Di masa kepenyairannya, Amir masuk kategori sastrawan Poedjangga Baroe—berbarengan dengan Sutan Takdir Alisjahbana dan Chairil Anwar, yang menolak habis-habisan gaya bahasa dan semangat klasik yang diusung oleh Amir. Di saat inilah, masa dimana kesusastraan Indonesia mulai menemukan jati dirinya setelah sekian lama terus menguntit di bawah literasi bahasa Belanda. Bagi HB. Jassin –paus sastra Indonesia, Amir layak disebut sebagai raja penyair negeri ini. Tentu gelar ini tak pernah ia dengar samasekali.
            Jika kita mengikuti karya-karya puisi yang ditulisnya dalam rentang waktu 14 tahun dimulai dari tahun (1932-1946), maka ini dapat ditandai sebagai sebuah proses pemindahan rasa yang bersifat emotif dan tentu bernapaskan kesunyian yang kerap ia alami pada masa-masa dimana isu nasionalisme sedang marak-maraknya dibicarakan. Solo, sebagai tempat Amir Hamzah berkegiatan saat itu, adalah sebuah kota yang sedang menggelegak akibat panasnya suhu politik yang dilancarkan oleh pihak pemuda kepada pemerintahan Hindia Belanda selaku penjajah. Walau ia sempat dipercaya untuk menjadi ketua dari IM (Indonesia Muda) cabang Solo, dengan masa jabatan lebih kurang setahun, ia tetap tidak pernah mengobarkan semangat memerjuangkan kemerdekaan itu dalam karya-karyanya. Satu hal yang sangat kontras sekali.
            Dengan begitu teduh ia mengurai gagasan-gagasan dan cerapannya itu dalam puisi-puisi yang sempat dicap Chairil Anwar sebagai puisi, duistere poezie; puisi gelap[ii]. Ungkapan itu terlontar karena puisi Amir Hamzah memang terasa sulit untuk dimengerti, hal ini dikarenakan kegemarannya menggunakan bahasa dan metafora yang sudah hampir lenyap dari peredaran bahasa tutur dan tulis, itu jika kita tak ingin menyebutnya mati. Bagi Amir Hamzah, duka yang dihasilkan oleh sunyi itu adalah sebuah realitas yang tak bisa kita lepaskan begitu saja jika kondisi psikologis tidak mendapatkan dorongan yang kuat untuk menciptakan sisi defensif dari dalam diri kita. Sederhananya adalah, Amir dikala itu sedang mengalami benturan emosi yang bersifat ambigu. Di satu sisi; ia yang berada jauh dari tanah kelahirannya mempunyai semangat yang begitu tinggi untuk menuntut ilmu. Sementara di sisi lain; ia harus menunjukkan keberhasilanya itu pada keluarga dengan hati teriris sebab sekolahnya itu tidak akan dibiayai lagi oleh Sultan Langkat, ayahnya. Maka untuk itu ia harus rela disandingkan dengan Tengku Putri Kamaliah, setelah ia dipaksa balik negri dengan alasan “krusial”. Dan inilah yang paling melukai hatinya.

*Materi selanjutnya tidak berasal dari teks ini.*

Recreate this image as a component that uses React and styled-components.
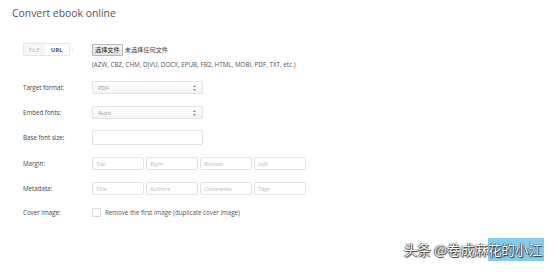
import React from "react";
import styled, { createGlobalStyle } from "styled-components";

const GlobalStyle = createGlobalStyle`
  html, body {
    margin: 0;
    padding: 0;
    background: #fff;
  }
  body {
    font-family: "Open Sans", "Noto Sans", sans-serif;
    color: #444;
  }
`;

const Page = styled.div`
  position: relative;
  width: 554px;
  height: 272px;
  overflow: hidden;
  padding: 6px 0 0 12px;
  box-sizing: border-box;
`;

const Title = styled.h1`
  margin: 0;
  font-size: 10.4px;
  line-height: 15px;
  font-weight: 400;
  color: #555;
`;

const Form = styled.div`
  display: flex;
  flex-direction: column;
  padding-left: 11px;
`;

const Row = styled.div`
  display: grid;
  grid-template-columns: 69px 1fr;
  align-items: center;
  margin-top: ${(p) => p.$top}px;
  height: ${(p) => p.$h}px;
`;

const Label = styled.div`
  font-size: 6.2px;
  color: #444;
  white-space: nowrap;
`;

const Toggle = styled.div`
  display: flex;
  align-items: center;
  gap: 2px;
`;

const ToggleBox = styled.div`
  display: flex;
  height: 11px;
  border: 1px solid #e6e6e6;
  border-radius: 2px;
  overflow: hidden;
`;

const ToggleItem = styled.span`
  display: flex;
  align-items: center;
  padding: 0 ${(p) => (p.$active ? 6 : 5)}px;
  font-size: 5.5px;
  font-weight: ${(p) => (p.$active ? 700 : 400)};
  color: ${(p) => (p.$active ? "#444" : "#bbb")};
  background: ${(p) => (p.$active ? "#fff" : "#f6f6f6")};
  letter-spacing: 0.2px;
`;

const Colon = styled.span`
  font-size: 6px;
  color: #999;
`;

const FileLine = styled.div`
  display: flex;
  align-items: center;
  gap: 2px;
  font-family: "Noto Sans CJK SC", "Noto Sans", sans-serif;
  font-size: 6.2px;
  color: #444;
`;

const FileButton = styled.span`
  display: inline-flex;
  align-items: center;
  height: 10px;
  padding: 0 2px;
  border: 1px solid #b8b8b8;
  border-radius: 1px;
  background: linear-gradient(#f6f6f6, #e4e4e4);
  color: #222;
`;

const Formats = styled.div`
  grid-column: 2;
  font-size: 6.3px;
  color: #555;
  white-space: nowrap;
`;

const Select = styled.div`
  width: 111px;
  height: 13px;
  box-sizing: border-box;
  display: flex;
  align-items: center;
  justify-content: space-between;
  padding: 0 6px 0 5px;
  border: 1px solid #e4e4e4;
  border-radius: 2px;
  background: linear-gradient(#fff, #f4f4f4);
  font-size: 6px;
  color: #999;
`;

const Arrows = styled.svg`
  width: 3px;
  height: 6px;
`;

const TextBox = styled.div`
  width: ${(p) => p.$w}px;
  height: ${(p) => p.$h}px;
  box-sizing: border-box;
  display: flex;
  align-items: center;
  padding-left: 3px;
  border: 1px solid #e2e2e2;
  border-radius: 2px;
  background: #fff;
  font-size: 5.8px;
  font-style: italic;
  color: #bbb;
`;

const Group = styled.div`
  display: flex;
  gap: 2px;
`;

const Check = styled.label`
  display: flex;
  align-items: center;
  gap: 4px;
  font-size: 6.2px;
  color: #555;
`;

const Box = styled.span`
  width: 9px;
  height: 9px;
  box-sizing: border-box;
  border: 1px solid #dcdcdc;
  border-radius: 1px;
  background: #fff;
`;

const Watermark = styled.div`
  position: absolute;
  right: 10px;
  bottom: 15px;
  font-family: "Noto Sans CJK SC", sans-serif;
  font-size: 13.6px;
  line-height: 15px;
  color: #fff;
  white-space: nowrap;
  text-shadow: 0 0 1px #222, 1px 1px 1px #333, -0.5px 0 1px #333;
`;

const Highlight = styled.span`
  background: rgba(110, 195, 230, 0.85);
  padding: 1px 2px 2px 0;
`;

function SelectField({ value }) {
  return (
    <Select>
      {value}
      <Arrows viewBox="0 0 3 6">
        <path d="M1.5 0 L3 2 H0 Z M0 4 H3 L1.5 6 Z" fill="#888" />
      </Arrows>
    </Select>
  );
}

export default function App() {
  return (
    <>
      <GlobalStyle />
      <Page>
        <Title>Convert ebook online</Title>
        <Form>
          <Row $top={22} $h={12}>
            <Toggle>
              <ToggleBox>
                <ToggleItem>FILE</ToggleItem>
                <ToggleItem $active>URL</ToggleItem>
              </ToggleBox>
              <Colon>:</Colon>
            </Toggle>
            <FileLine>
              <FileButton>选择文件</FileButton>
              未选择任何文件
            </FileLine>
          </Row>
          <Row $top={5} $h={8}>
            <Formats>
              (AZW, CBZ, CHM, DJVU, DOCX, EPUB, FB2, HTML, MOBI, PDF, TXT, etc.)
            </Formats>
          </Row>
          <Row $top={13} $h={13}>
            <Label>Target format:</Label>
            <SelectField value="PDF" />
          </Row>
          <Row $top={12} $h={13}>
            <Label>Embed fonts:</Label>
            <SelectField value="Auto" />
          </Row>
          <Row $top={11} $h={15}>
            <Label>Base font size:</Label>
            <TextBox $w={111} $h={15} />
          </Row>
          <Row $top={12} $h={13}>
            <Label>Margin:</Label>
            <Group>
              {["Top", "Right", "Bottom", "Left"].map((t) => (
                <TextBox key={t} $w={52} $h={13}>
                  {t}
                </TextBox>
              ))}
            </Group>
          </Row>
          <Row $top={12} $h={13}>
            <Label>Metadata:</Label>
            <Group>
              {["Title", "Authors", "Comments", "Tags"].map((t) => (
                <TextBox key={t} $w={52} $h={13}>
                  {t}
                </TextBox>
              ))}
            </Group>
          </Row>
          <Row $top={13} $h={9}>
            <Label>Cover image:</Label>
            <Check>
              <Box />
              Remove the first image (duplicate cover image)
            </Check>
          </Row>
        </Form>
        <Watermark>
          头条 @卷成麻<Highlight>花的小江</Highlight>
        </Watermark>
      </Page>
    </>
  );
}
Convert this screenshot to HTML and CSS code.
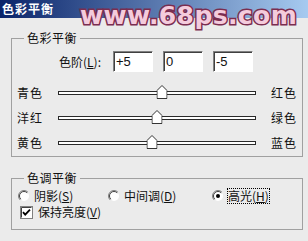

            Dengan 50 sajak yang masing-masing dikumpulkan dalam Buah Rindu dan Nyanyi Sunyi itu, praktis, kita akan kerap bertemu dengan puisi-puisi yang sarat muatan metafisis. Kudus, yang dalam hal ini selalu disinergikan dengan Tuhan, adalah sebuah kenyataan yang sangat dekat sekali dengan pribadi Amir sebagai penyair yang dibesarkan di tanah Melayu. Kecintaannya terhadap Tuhan dapat kita temukan dalam sajak-sajaknya. Satu diantaranya adalah, “Padamu Djua”;
Aku manusia-Rindu rasa-Rindu rupa-Dimana engkau-Rupa tiada.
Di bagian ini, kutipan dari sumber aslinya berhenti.